Jeff Koons and Ai Weiwei reach huge audiences through galleries and social media, a kind of fame Michelangelo never had to compete with.
So, is there a single correct answer? Not really. Historical influence points to Michelangelo, innovation points to Rodin or Brâncuși, and cultural reach today points to a living contemporary sculptor.
Keep the story going with Nibble's art history lessons
So, who is the most famous sculptor? Michelangelo is the name most people land on,, and it's easy to see why. But the fuller story runs through Donatello, Bernini, Rodin, Canova, Brâncuși, and plenty of contemporary sculptors still pushing the field forward. That's the kind of curiosity Nibble was built to feed.
Open the app and you'll find short, interactive lessons on Michelangelo and dozens of other topics, along with quizzes, games, and the occasional simulated chat with a historical figure. Your next lesson usually follows whatever caught your eye last, so five minutes at a bus stop can end up teaching you something worth remembering.
If one sculptor's story pulled you in, there are dozens more waiting inside the app, along with history, philosophy, and plenty of other subjects worth a closer look.
Download Nibble and give your curiosity a few minutes of daily fuel.

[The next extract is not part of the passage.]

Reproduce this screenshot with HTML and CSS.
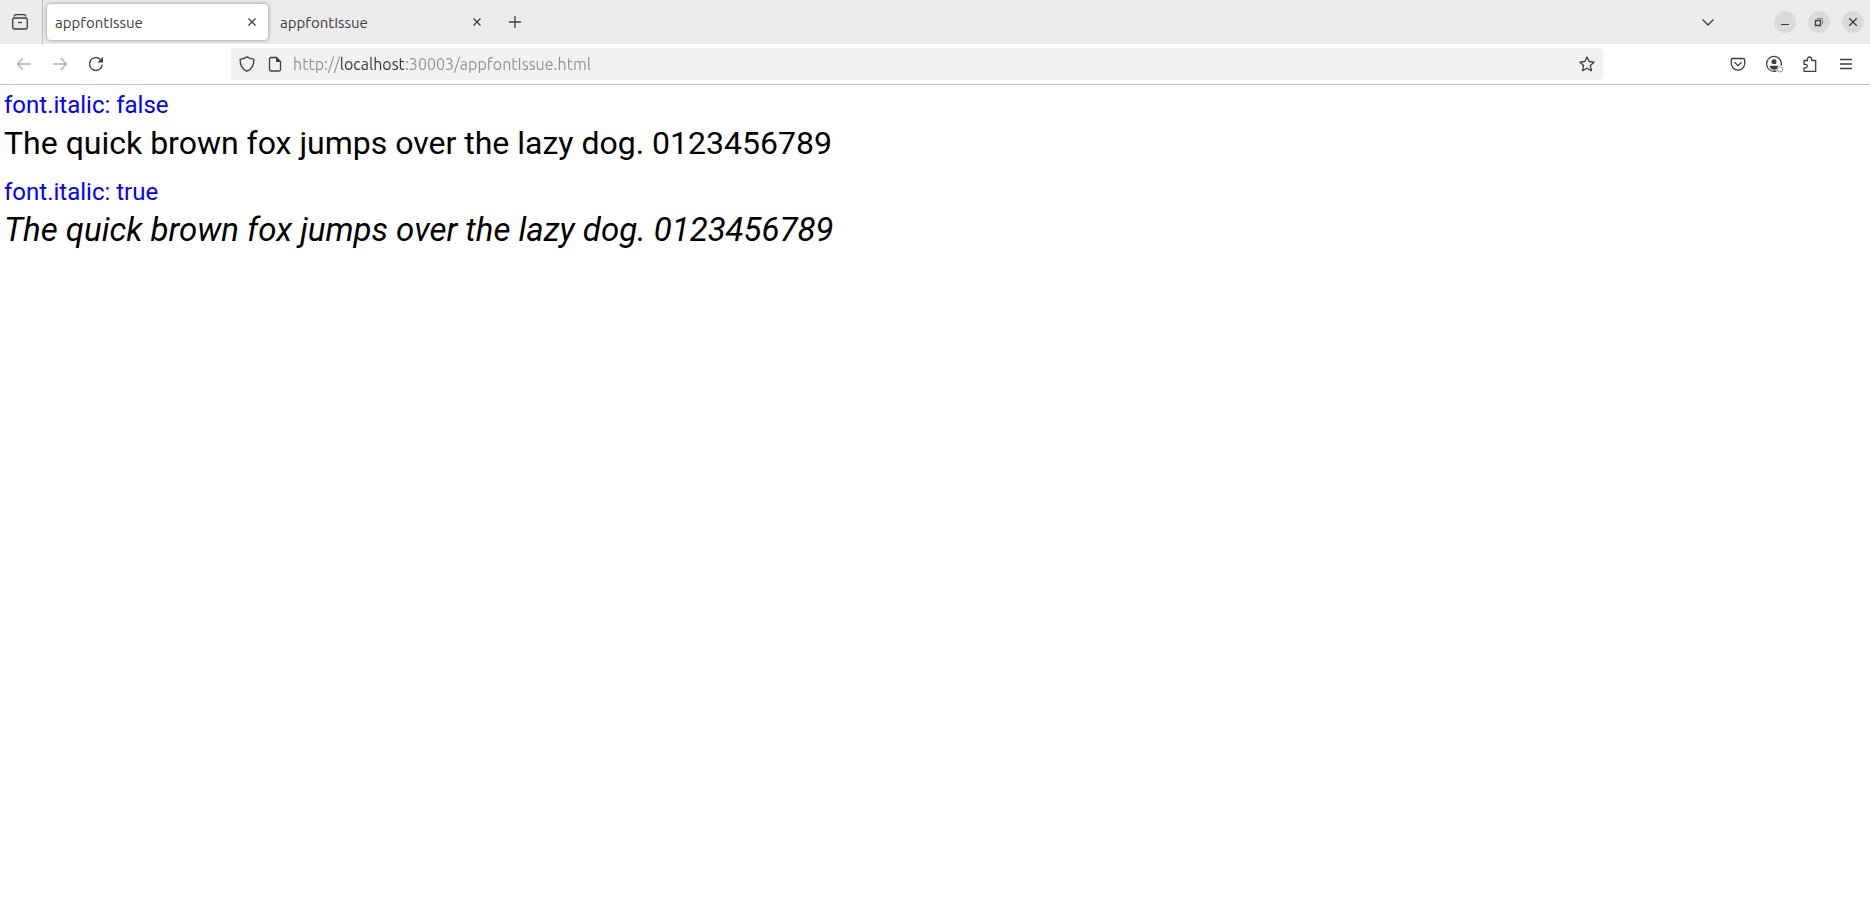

FAQs about who is the most famous sculptor
Why do I keep hearing Michelangelo's name whenever sculpture comes up?
You keep hearing his name because David and Pietà set a standard that's still hard to beat. His technical skill and the emotional depth in his work keep his reputation front and center. Art history courses often use him as a reference point for later sculptors like Bernini and Rodin.
How do I tell a Renaissance sculpture from a Baroque one?
You can spot the difference by looking at movement and emotion. Renaissance pieces, like Michelangelo's David, favor calm poses and balanced proportions. Baroque works, like Bernini's Apollo and Daphne, capture a dramatic moment mid-action with flowing drapery. Once you notice that contrast, placing a sculpture in its era gets much easier.
Can I fairly compare Michelangelo to modern sculptors like Rodin or Brâncuși?
You can compare them, but it helps to judge each by the standards of their own time. You'd measure Michelangelo against Renaissance ideals of anatomy and realism, while Rodin gets judged on emotional rawness and Brâncuși on abstraction. Comparing their techniques makes more sense than ranking them, since each pushed sculpture in a different direction.
What should I look for first when I'm standing in front of a famous sculpture?
You'll get the most out of it by starting with the overall pose and proportion, then looking closer at texture and detail. Notice how the sculptor handled hands, faces, and drapery, since that's often where the real skill shows. A little background reading beforehand helps you catch details too.
Who was the first famous sculptor in history?
No single artist can be called the first famous sculptor, since sculpture dates back roughly 25,000 years to pieces like the Venus of Willendorf. Ancient Greek sculptors such as Praxiteles are often credited as some of the earliest sculptors whose individual names and reputations survived and spread widely across the ancient world.
Why is sculpture important in art history?
Sculpture matters in art history because it captures how different eras understood the human body, spirituality, and physical space. Unlike paintings, sculptures exist in three dimensions, giving viewers a physical relationship with the work. Studying sculpture helps explain shifts in religion, politics, and culture across thousands of years of human history.